Emotion Separation and Recognition from a Facial Expression by Generating the Poker Face with Vision Transformers
Jia Li, Jiantao Nie, Dan Guo, Richang Hong, Meng Wang
TL;DR
The paper presents PF-ViT, a Vanilla Vision Transformer-based framework for in-the-wild facial expression recognition that jointly disentangles emotion from non-emotional factors by generating a poker-face counterpart. It leverages MAE-based self-supervised pretraining on unlabeled facial data to learn robust representations, then trains a PF-MAG GAN to split latent features into emotion-relevant v_e and emotion-irrelevant v_p, using a cross-fusion generator and adversarial feedback to enforce disentanglement while maintaining reconstruction fidelity. PF-ViT achieves state-of-the-art accuracy on RAF-DB, AffectNet-7/8, and FERPlus, illustrating the effectiveness of explicit emotion disentanglement and the value of unlabeled pretraining for Transformer-based FER. The approach offers a practical, data-efficient path to high-performance FER with efficient inference, since the poker-face generator can be dropped at test time and the model retains strong generalization across challenging real-world data.
Abstract
Representation learning and feature disentanglement have garnered significant research interest in the field of facial expression recognition (FER).
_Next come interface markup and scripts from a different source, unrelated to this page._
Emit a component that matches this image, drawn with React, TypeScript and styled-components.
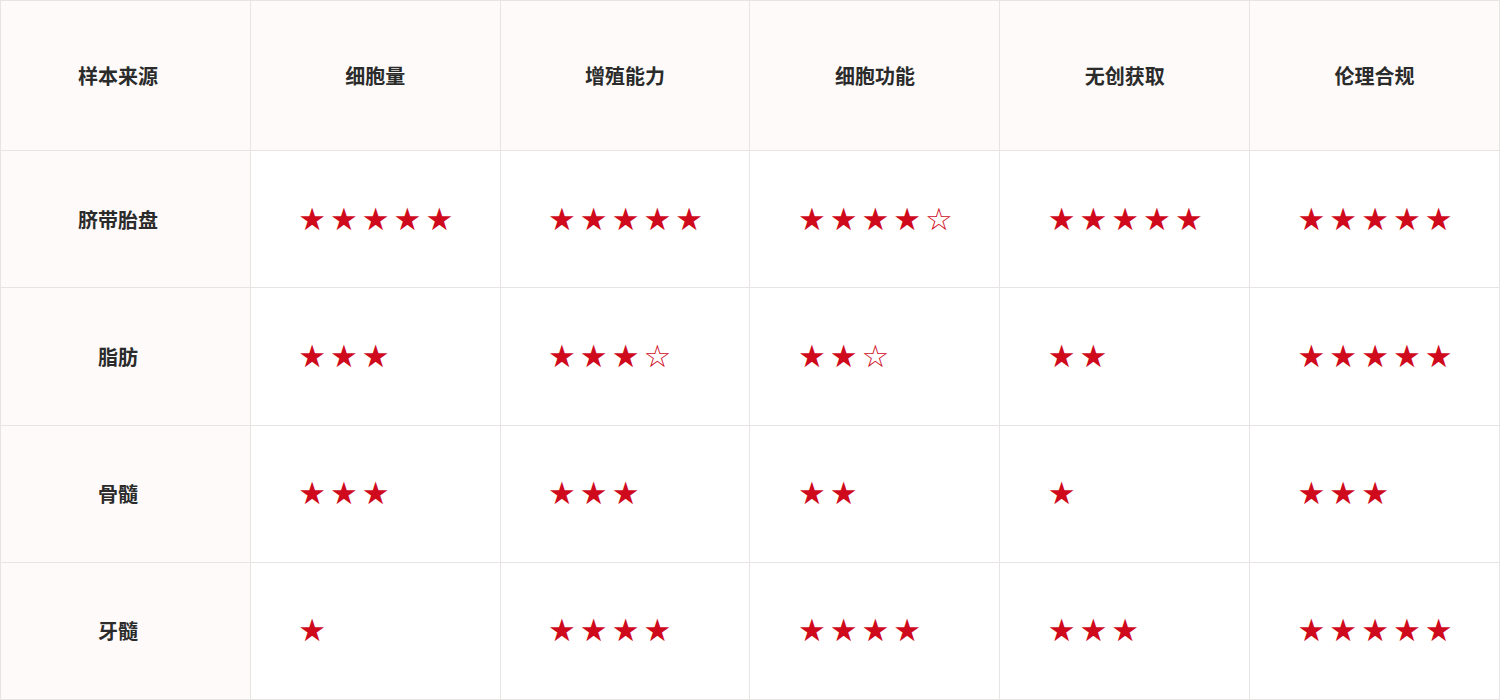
import React from "react";
import styled, { createGlobalStyle } from "styled-components";

const GlobalStyle = createGlobalStyle`
  html, body {
    margin: 0;
    padding: 0;
    background: #ffffff;
  }
  body {
    font-family: "Noto Sans CJK SC", "Noto Sans", sans-serif;
  }
`;

const columns = ["细胞量", "增殖能力", "细胞功能", "无创获取", "伦理合规"];

// [solid stars, hollow stars]
const rows = [
  { name: "脐带胎盘", scores: [[5, 0], [5, 0], [4, 1], [5, 0], [5, 0]] },
  { name: "脂肪", scores: [[3, 0], [3, 1], [2, 1], [2, 0], [5, 0]] },
  { name: "骨髓", scores: [[3, 0], [3, 0], [2, 0], [1, 0], [3, 0]] },
  { name: "牙髓", scores: [[1, 0], [4, 0], [4, 0], [3, 0], [5, 0]] },
];

const Table = styled.table`
  width: 1500px;
  height: 700px;
  border-collapse: collapse;
  table-layout: fixed;
`;

const HeadCell = styled.th<{ $first?: boolean }>`
  height: 149px;
  background: #fdfaf9;
  border: 1px solid #e8e4e4;
  font-size: 20px;
  font-weight: 700;
  color: #2b2b2b;
  text-align: center;
  vertical-align: middle;
  padding: 0 ${(p) => (p.$first ? "15px" : "0")} 0 0;
`;

const Row = styled.tr`
  height: 137px;
`;

const NameCell = styled.td`
  background: #fdfaf9;
  border: 1px solid #e8e4e4;
  font-size: 20px;
  font-weight: 700;
  color: #2b2b2b;
  text-align: center;
  vertical-align: middle;
  padding: 0 15px 0 0;
`;

const StarCell = styled.td`
  background: #ffffff;
  border: 1px solid #e8e4e4;
  text-align: center;
  vertical-align: middle;
  padding: 0;
`;

const Stars = styled.span`
  display: inline-block;
  width: 154px;
  text-align: left;
  white-space: nowrap;
  font-family: "DejaVu Sans", sans-serif;
  font-size: 31px;
  line-height: 1;
  letter-spacing: 4px;
  color: #cf0a1c;
`;

const StarRating = ({ full, half }: { full: number; half: number }) => (
  <Stars>
    {"★".repeat(full)}
    {"☆".repeat(half)}
  </Stars>
);

export default function App() {
  return (
    <>
      <GlobalStyle />
      <Table>
        <thead>
          <tr>
            <HeadCell $first>样本来源</HeadCell>
            {columns.map((c) => (
              <HeadCell key={c}>{c}</HeadCell>
            ))}
          </tr>
        </thead>
        <tbody>
          {rows.map((r) => (
            <Row key={r.name}>
              <NameCell>{r.name}</NameCell>
              {r.scores.map(([full, half], i) => (
                <StarCell key={i}>
                  <StarRating full={full} half={half} />
                </StarCell>
              ))}
            </Row>
          ))}
        </tbody>
      </Table>
    </>
  );
}
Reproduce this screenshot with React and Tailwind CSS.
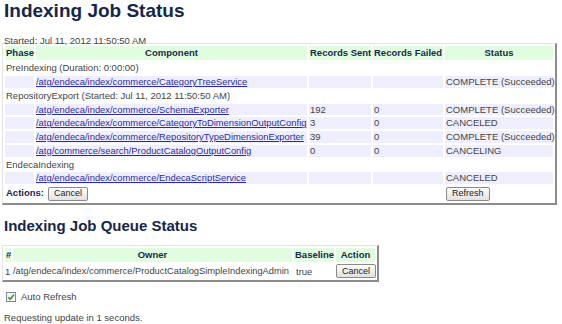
import React from 'react';

const jobRows = [
  { phase: 'PreIndexing (Duration: 0:00:00)' },
  { link: '/atg/endeca/index/commerce/CategoryTreeService', sent: '', failed: '', status: 'COMPLETE (Succeeded)' },
  { phase: 'RepositoryExport (Started: Jul 11, 2012 11:50:50 AM)' },
  { link: '/atg/endeca/index/commerce/SchemaExporter', sent: '192', failed: '0', status: 'COMPLETE (Succeeded)' },
  { link: '/atg/endeca/index/commerce/CategoryToDimensionOutputConfig', sent: '3', failed: '0', status: 'CANCELED' },
  { link: '/atg/endeca/index/commerce/RepositoryTypeDimensionExporter', sent: '39', failed: '0', status: 'COMPLETE (Succeeded)' },
  { link: '/atg/commerce/search/ProductCatalogOutputConfig', sent: '0', failed: '0', status: 'CANCELING' },
  { phase: 'EndecaIndexing' },
  { link: '/atg/endeca/index/commerce/EndecaScriptService', sent: '', failed: '', status: 'CANCELED' },
];

function OldButton({ children }) {
  return (
    <button className="h-[14px] px-[5px] leading-[11px] text-[9px] text-[#222] border border-[#8a8a8a] rounded-[2px] bg-gradient-to-b from-[#fdfdfd] to-[#e2e2e2]">
      {children}
    </button>
  );
}

function App() {
  const th = 'bg-[#e0fde0] text-[#1b2a4a] font-bold p-0 px-[1px] whitespace-nowrap';
  const td = 'p-0 px-[1px] h-[11.75px] leading-[11.75px] whitespace-nowrap';

  return (
    <div className="w-[562px] h-[324px] bg-white text-[#444] text-[9.5px] font-['Liberation_Sans',Arial,sans-serif] px-[4px] overflow-hidden">
      <h1 className="text-[19px] font-bold text-[#16264a] leading-[22px]">Indexing Job Status</h1>

      <div className="mt-[14px] leading-[9px] h-[9px]">Started: Jul 11, 2012 11:50:50 AM</div>

      <table className="table-fixed -mt-[2px] -ml-[2px] w-[555px] border-separate border-spacing-[2px] border border-t-[#e4e4e4] border-l-[#e4e4e4] border-r-2 border-b-2 border-r-[#8c8c8c] border-b-[#8c8c8c]">
        <thead>
          <tr>
            <th className={`${th} w-[29px] h-[14px] leading-[14px] text-left`}>Phase</th>
            <th className={`${th} w-[271px]`}>Component</th>
            <th className={`${th} w-[62px]`}>Records Sent</th>
            <th className={`${th} w-[70px]`}>Records Failed</th>
            <th className={`${th} w-[108px]`}>Status</th>
          </tr>
        </thead>
        <tbody>
          {jobRows.map((r, i) =>
            r.phase ? (
              <tr key={i}>
                <td colSpan={5} className={td}>{r.phase}</td>
              </tr>
            ) : (
              <tr key={i} className="bg-[#eeeefe]">
                <td className={td}></td>
                <td className="p-0 h-[11.75px] leading-[11.75px] whitespace-nowrap">
                  <a href="#" className="text-[#2b2ba6] underline text-[9.4px]">{r.link}</a>
                </td>
                <td className={td}>{r.sent}</td>
                <td className={td}>{r.failed}</td>
                <td className={td}>{r.status}</td>
              </tr>
            )
          )}
          <tr>
            <td colSpan={4} className="p-0 px-[1px] h-[14px] whitespace-nowrap">
              <span className="font-bold text-[#1b2a4a] mr-[4px]">Actions:</span>
              <OldButton>Cancel</OldButton>
            </td>
            <td className="p-0 px-[1px] h-[14px]">
              <OldButton>Refresh</OldButton>
            </td>
          </tr>
        </tbody>
      </table>

      <h2 className="mt-[11px] text-[15px] font-bold text-[#16264a] leading-[20px]">Indexing Job Queue Status</h2>

      <table className="table-fixed mt-[9px] -ml-[2px] w-[377px] border-separate border-spacing-[2px] border border-t-[#e4e4e4] border-l-[#e4e4e4] border-r-2 border-b-2 border-r-[#8c8c8c] border-b-[#8c8c8c]">
        <thead>
          <tr>
            <th className={`${th} w-[6px] h-[12px] leading-[12px] text-left`}>#</th>
            <th className={`${th} w-[279px]`}>Owner</th>
            <th className={`${th} w-[40px]`}>Baseline</th>
            <th className={`${th} w-[39px]`}>Action</th>
          </tr>
        </thead>
        <tbody>
          <tr>
            <td className="p-0 h-[13px] leading-[13px]">1</td>
            <td className="p-0 h-[13px] leading-[13px] whitespace-nowrap text-[9.3px]">
              /atg/endeca/index/commerce/ProductCatalogSimpleIndexingAdmin
            </td>
            <td className="p-0 pl-[2px] h-[13px] leading-[13px]">true</td>
            <td className="p-0 h-[13px] text-center">
              <OldButton>Cancel</OldButton>
            </td>
          </tr>
        </tbody>
      </table>

      <label className="mt-[10px] ml-[2px] h-[10px] flex items-center gap-[5px] leading-[10px]">
        <span className="w-[10px] h-[10px] border border-[#7a8a99] bg-[#f4f6f4] flex items-center justify-center">
          <svg width="8" height="8" viewBox="0 0 8 8">
            <path d="M1.2 4.2 L3.2 6.2 L6.8 1.8" fill="none" stroke="#2f9a2f" strokeWidth="1.6" />
          </svg>
        </span>
        Auto Refresh
      </label>

      <div className="mt-[10px] leading-[12px]">Requesting update in 1 seconds.</div>
    </div>
  );
}

export default App;
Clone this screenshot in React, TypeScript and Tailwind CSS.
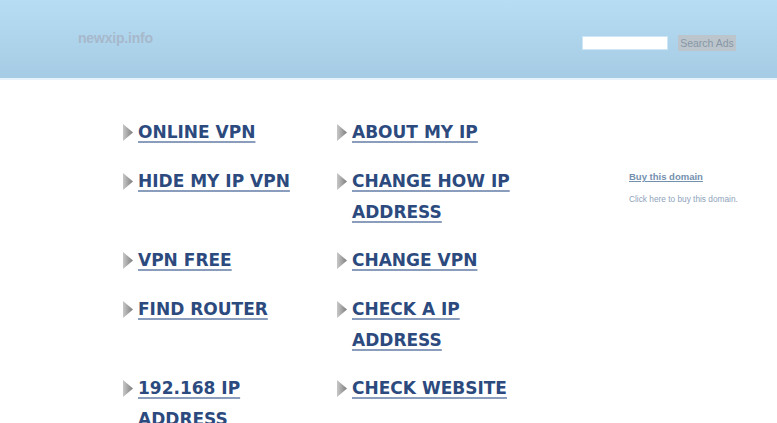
import React from "react";

const rows: [string, string][] = [
  ["ONLINE VPN", "ABOUT MY IP"],
  ["HIDE MY IP VPN", "CHANGE HOW IP ADDRESS"],
  ["VPN FREE", "CHANGE VPN"],
  ["FIND ROUTER", "CHECK A IP ADDRESS"],
  ["192.168 IP ADDRESS", "CHECK WEBSITE"],
];

function Arrow() {
  return (
    <svg width="10" height="17" viewBox="0 0 10 17" className="mt-[7px] shrink-0">
      <defs>
        <linearGradient id="arr" x1="0" y1="0" x2="1" y2="0">
          <stop offset="0" stopColor="#c8c8c8" />
          <stop offset="1" stopColor="#7d7d7d" />
        </linearGradient>
      </defs>
      <polygon points="0,0 10,8.5 0,17" fill="url(#arr)" />
    </svg>
  );
}

function LinkItem({ label }: { label: string }) {
  return (
    <div className="flex gap-[5px]">
      <Arrow />
      <a
        href="#"
        className="block w-[175px] text-[17px] leading-[31px] font-bold text-[#2c4a7e] underline decoration-[#8a9dbd] decoration-2 underline-offset-[3px]"
        style={{ fontFamily: '"DejaVu Sans", Verdana, sans-serif' }}
      >
        {label}
      </a>
    </div>
  );
}

export default function App() {
  return (
    <div className="w-[777px] h-[423px] overflow-hidden bg-white" style={{ fontFamily: '"Liberation Sans", Arial, sans-serif' }}>
      <div className="h-[78px] bg-gradient-to-b from-[#b6ddf3] to-[#a6cce5] flex items-start">
        <div className="pl-[78px] pt-[28px] text-[14px] font-bold text-[#a7b8cb] tracking-[-0.2px]">newxip.info</div>
        <div className="ml-auto mr-[41px] pt-[35px] flex items-center gap-[10px]">
          <input className="w-[86px] h-[14px] bg-white border border-[#cfe6f6] outline-none" />
          <button className="w-[58px] h-[16px] bg-[#bcc5cb] text-[10.5px] leading-[16px] text-[#8797a8]">Search Ads</button>
        </div>
      </div>
      <div className="h-[2px] bg-[#e6f3fa]" />
      <div className="flex pl-[123px] pt-[37px]">
        <div className="grid grid-cols-[190px_190px] gap-x-[24px] gap-y-[17.5px] content-start">
          {rows.map(([a, b]) => (
            <React.Fragment key={a}>
              <LinkItem label={a} />
              <LinkItem label={b} />
            </React.Fragment>
          ))}
        </div>
        <div className="ml-[102px] pt-[53px]">
          <a href="#" className="block text-[9.5px] font-bold text-[#7390ae] underline">Buy this domain</a>
          <div className="mt-[9px] text-[8.3px] text-[#8ea3bb]">Click here to buy this domain.</div>
        </div>
      </div>
    </div>
  );
}
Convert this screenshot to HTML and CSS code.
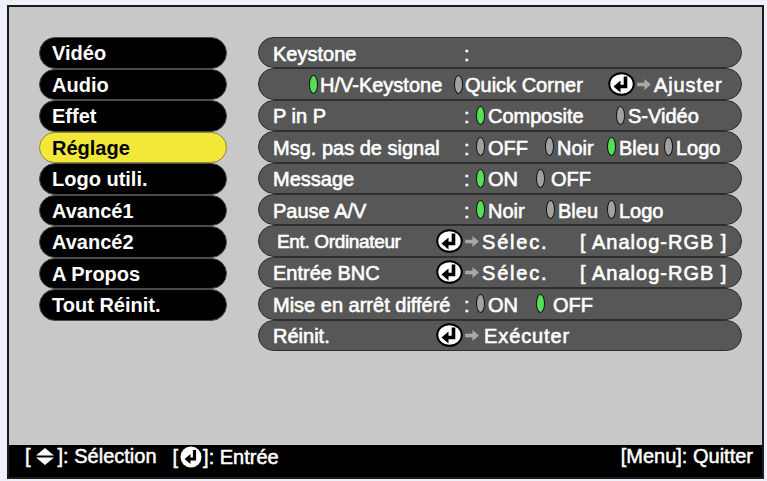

The inherent ambiguity of emotion labels poses challenges for conventional supervised representation learning methods. Moreover, directly learning the mapping from a facial expression image to an emotion label lacks explicit supervision signals for capturing fine-grained facial features. In this paper, we propose a novel FER model, named Poker Face Vision Transformer or PF-ViT, to address these challenges. PF-ViT aims to separate and recognize the disturbance-agnostic emotion from a static facial image via generating its corresponding poker face, without the need for paired images. Inspired by the Facial Action Coding System, we regard an expressive face as the combined result of a set of facial muscle movements on one's poker face (i.e., an emotionless face). PF-ViT utilizes vanilla Vision Transformers, and its components are firstly pre-trained as Masked Autoencoders on a large facial expression dataset without emotion labels, yielding excellent representations. Subsequently, we train PF-ViT using a GAN framework. During training, the auxiliary task of poke face generation promotes the disentanglement between emotional and emotion-irrelevant components, guiding the FER model to holistically capture discriminative facial details. Quantitative and qualitative results demonstrate the effectiveness of our method, surpassing the state-of-the-art methods on four popular FER datasets.